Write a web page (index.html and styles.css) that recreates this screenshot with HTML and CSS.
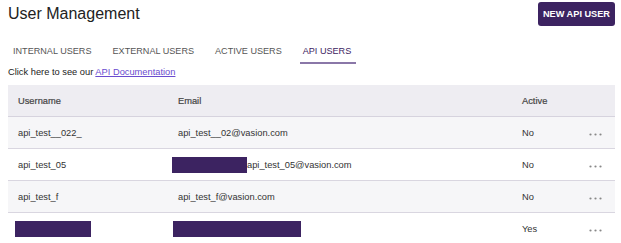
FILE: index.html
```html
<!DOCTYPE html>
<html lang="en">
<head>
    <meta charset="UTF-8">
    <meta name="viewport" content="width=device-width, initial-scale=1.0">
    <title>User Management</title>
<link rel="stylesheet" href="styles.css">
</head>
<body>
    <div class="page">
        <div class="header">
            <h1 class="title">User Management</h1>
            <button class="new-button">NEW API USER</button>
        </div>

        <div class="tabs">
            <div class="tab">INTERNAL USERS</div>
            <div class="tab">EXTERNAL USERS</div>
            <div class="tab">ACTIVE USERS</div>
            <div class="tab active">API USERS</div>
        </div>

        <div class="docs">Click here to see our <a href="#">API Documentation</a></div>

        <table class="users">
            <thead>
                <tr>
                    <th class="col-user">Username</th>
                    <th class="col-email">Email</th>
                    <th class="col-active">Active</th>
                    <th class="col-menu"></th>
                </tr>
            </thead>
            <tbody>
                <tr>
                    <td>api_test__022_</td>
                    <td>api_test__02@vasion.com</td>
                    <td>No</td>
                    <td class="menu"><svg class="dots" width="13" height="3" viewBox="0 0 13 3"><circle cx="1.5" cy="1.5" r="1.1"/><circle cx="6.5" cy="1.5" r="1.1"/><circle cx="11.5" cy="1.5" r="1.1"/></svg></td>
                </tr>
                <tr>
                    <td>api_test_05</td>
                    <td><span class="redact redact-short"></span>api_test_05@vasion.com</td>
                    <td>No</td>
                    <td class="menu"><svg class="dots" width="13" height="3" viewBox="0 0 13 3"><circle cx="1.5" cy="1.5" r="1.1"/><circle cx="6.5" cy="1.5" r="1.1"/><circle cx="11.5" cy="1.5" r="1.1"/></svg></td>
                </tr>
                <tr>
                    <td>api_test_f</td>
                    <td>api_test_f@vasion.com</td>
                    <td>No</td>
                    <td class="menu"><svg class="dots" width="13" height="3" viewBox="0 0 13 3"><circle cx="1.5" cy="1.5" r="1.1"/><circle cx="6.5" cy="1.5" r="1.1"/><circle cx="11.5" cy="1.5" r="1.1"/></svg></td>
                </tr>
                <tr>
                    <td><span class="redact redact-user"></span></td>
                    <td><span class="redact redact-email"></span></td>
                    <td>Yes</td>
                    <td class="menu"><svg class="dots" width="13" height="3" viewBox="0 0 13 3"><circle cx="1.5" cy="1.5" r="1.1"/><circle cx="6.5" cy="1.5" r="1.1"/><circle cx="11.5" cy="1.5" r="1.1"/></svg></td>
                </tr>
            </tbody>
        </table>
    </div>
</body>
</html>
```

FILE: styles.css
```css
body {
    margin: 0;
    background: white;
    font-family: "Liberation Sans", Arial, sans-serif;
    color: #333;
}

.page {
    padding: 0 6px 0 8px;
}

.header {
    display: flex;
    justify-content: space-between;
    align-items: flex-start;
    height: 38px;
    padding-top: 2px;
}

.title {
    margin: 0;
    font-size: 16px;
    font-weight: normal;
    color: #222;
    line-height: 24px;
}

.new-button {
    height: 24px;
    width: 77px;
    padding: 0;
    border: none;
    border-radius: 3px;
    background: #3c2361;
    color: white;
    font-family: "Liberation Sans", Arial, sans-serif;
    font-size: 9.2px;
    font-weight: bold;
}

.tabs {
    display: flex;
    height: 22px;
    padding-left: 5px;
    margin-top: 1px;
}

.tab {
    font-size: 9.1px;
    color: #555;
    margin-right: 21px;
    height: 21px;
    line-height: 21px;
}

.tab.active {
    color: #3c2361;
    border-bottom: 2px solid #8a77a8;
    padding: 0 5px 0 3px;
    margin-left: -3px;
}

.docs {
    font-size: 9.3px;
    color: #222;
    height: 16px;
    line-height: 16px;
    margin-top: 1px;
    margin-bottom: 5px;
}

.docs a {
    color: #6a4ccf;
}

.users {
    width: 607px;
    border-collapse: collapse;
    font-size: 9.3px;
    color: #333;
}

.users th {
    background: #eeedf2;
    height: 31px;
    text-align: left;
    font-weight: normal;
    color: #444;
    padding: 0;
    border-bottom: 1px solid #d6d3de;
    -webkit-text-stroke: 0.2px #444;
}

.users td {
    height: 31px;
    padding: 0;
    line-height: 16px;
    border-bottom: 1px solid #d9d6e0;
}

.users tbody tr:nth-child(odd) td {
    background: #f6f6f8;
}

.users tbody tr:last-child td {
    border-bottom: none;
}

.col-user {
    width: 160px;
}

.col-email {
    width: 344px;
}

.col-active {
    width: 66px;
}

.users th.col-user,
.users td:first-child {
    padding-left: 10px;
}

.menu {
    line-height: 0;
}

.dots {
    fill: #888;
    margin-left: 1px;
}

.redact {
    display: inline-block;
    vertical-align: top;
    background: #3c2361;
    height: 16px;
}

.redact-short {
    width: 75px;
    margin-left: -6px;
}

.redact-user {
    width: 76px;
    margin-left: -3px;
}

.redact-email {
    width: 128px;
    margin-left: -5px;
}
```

★ ★ ★ ★ ★ ★ ★

* **Written task**
Each line of the data is to be duplicated exactly; pictures stay out of the copy.

* **Solution for this exercise**
Write a web page (index.html and styles.css) that recreates this screenshot with HTML and CSS.
FILE: index.html
```html
<!DOCTYPE html>
<html lang="en">
<head>
    <meta charset="UTF-8">
    <meta name="viewport" content="width=device-width, initial-scale=1.0">
    <title>User Management</title>
<link rel="stylesheet" href="styles.css">
</head>
<body>
    <div class="page">
        <div class="header">
            <h1 class="title">User Management</h1>
            <button class="new-button">NEW API USER</button>
        </div>

        <div class="tabs">
            <div class="tab">INTERNAL USERS</div>
            <div class="tab">EXTERNAL USERS</div>
            <div class="tab">ACTIVE USERS</div>
            <div class="tab active">API USERS</div>
        </div>

        <div class="docs">Click here to see our <a href="#">API Documentation</a></div>

        <table class="users">
            <thead>
                <tr>
                    <th class="col-user">Username</th>
                    <th class="col-email">Email</th>
                    <th class="col-active">Active</th>
                    <th class="col-menu"></th>
                </tr>
            </thead>
            <tbody>
                <tr>
                    <td>api_test__022_</td>
                    <td>api_test__02@vasion.com</td>
                    <td>No</td>
                    <td class="menu"><svg class="dots" width="13" height="3" viewBox="0 0 13 3"><circle cx="1.5" cy="1.5" r="1.1"/><circle cx="6.5" cy="1.5" r="1.1"/><circle cx="11.5" cy="1.5" r="1.1"/></svg></td>
                </tr>
                <tr>
                    <td>api_test_05</td>
                    <td><span class="redact redact-short"></span>api_test_05@vasion.com</td>
                    <td>No</td>
                    <td class="menu"><svg class="dots" width="13" height="3" viewBox="0 0 13 3"><circle cx="1.5" cy="1.5" r="1.1"/><circle cx="6.5" cy="1.5" r="1.1"/><circle cx="11.5" cy="1.5" r="1.1"/></svg></td>
                </tr>
                <tr>
                    <td>api_test_f</td>
                    <td>api_test_f@vasion.com</td>
                    <td>No</td>
                    <td class="menu"><svg class="dots" width="13" height="3" viewBox="0 0 13 3"><circle cx="1.5" cy="1.5" r="1.1"/><circle cx="6.5" cy="1.5" r="1.1"/><circle cx="11.5" cy="1.5" r="1.1"/></svg></td>
                </tr>
                <tr>
                    <td><span class="redact redact-user"></span></td>
                    <td><span class="redact redact-email"></span></td>
                    <td>Yes</td>
                    <td class="menu"><svg class="dots" width="13" height="3" viewBox="0 0 13 3"><circle cx="1.5" cy="1.5" r="1.1"/><circle cx="6.5" cy="1.5" r="1.1"/><circle cx="11.5" cy="1.5" r="1.1"/></svg></td>
                </tr>
            </tbody>
        </table>
    </div>
</body>
</html>
```

FILE: styles.css
```css
body {
    margin: 0;
    background: white;
    font-family: "Liberation Sans", Arial, sans-serif;
    color: #333;
}

.page {
    padding: 0 6px 0 8px;
}

.header {
    display: flex;
    justify-content: space-between;
    align-items: flex-start;
    height: 38px;
    padding-top: 2px;
}

.title {
    margin: 0;
    font-size: 16px;
    font-weight: normal;
    color: #222;
    line-height: 24px;
}

.new-button {
    height: 24px;
    width: 77px;
    padding: 0;
    border: none;
    border-radius: 3px;
    background: #3c2361;
    color: white;
    font-family: "Liberation Sans", Arial, sans-serif;
    font-size: 9.2px;
    font-weight: bold;
}

.tabs {
    display: flex;
    height: 22px;
    padding-left: 5px;
    margin-top: 1px;
}

.tab {
    font-size: 9.1px;
    color: #555;
    margin-right: 21px;
    height: 21px;
    line-height: 21px;
}

.tab.active {
    color: #3c2361;
    border-bottom: 2px solid #8a77a8;
    padding: 0 5px 0 3px;
    margin-left: -3px;
}

.docs {
    font-size: 9.3px;
    color: #222;
    height: 16px;
    line-height: 16px;
    margin-top: 1px;
    margin-bottom: 5px;
}

.docs a {
    color: #6a4ccf;
}

.users {
    width: 607px;
    border-collapse: collapse;
    font-size: 9.3px;
    color: #333;
}

.users th {
    background: #eeedf2;
    height: 31px;
    text-align: left;
    font-weight: normal;
    color: #444;
    padding: 0;
    border-bottom: 1px solid #d6d3de;
    -webkit-text-stroke: 0.2px #444;
}

.users td {
    height: 31px;
    padding: 0;
    line-height: 16px;
    border-bottom: 1px solid #d9d6e0;
}

.users tbody tr:nth-child(odd) td {
    background: #f6f6f8;
}

.users tbody tr:last-child td {
    border-bottom: none;
}

.col-user {
    width: 160px;
}

.col-email {
    width: 344px;
}

.col-active {
    width: 66px;
}

.users th.col-user,
.users td:first-child {
    padding-left: 10px;
}

.menu {
    line-height: 0;
}

.dots {
    fill: #888;
    margin-left: 1px;
}

.redact {
    display: inline-block;
    vertical-align: top;
    background: #3c2361;
    height: 16px;
}

.redact-short {
    width: 75px;
    margin-left: -6px;
}

.redact-user {
    width: 76px;
    margin-left: -3px;
}

.redact-email {
    width: 128px;
    margin-left: -5px;
}
```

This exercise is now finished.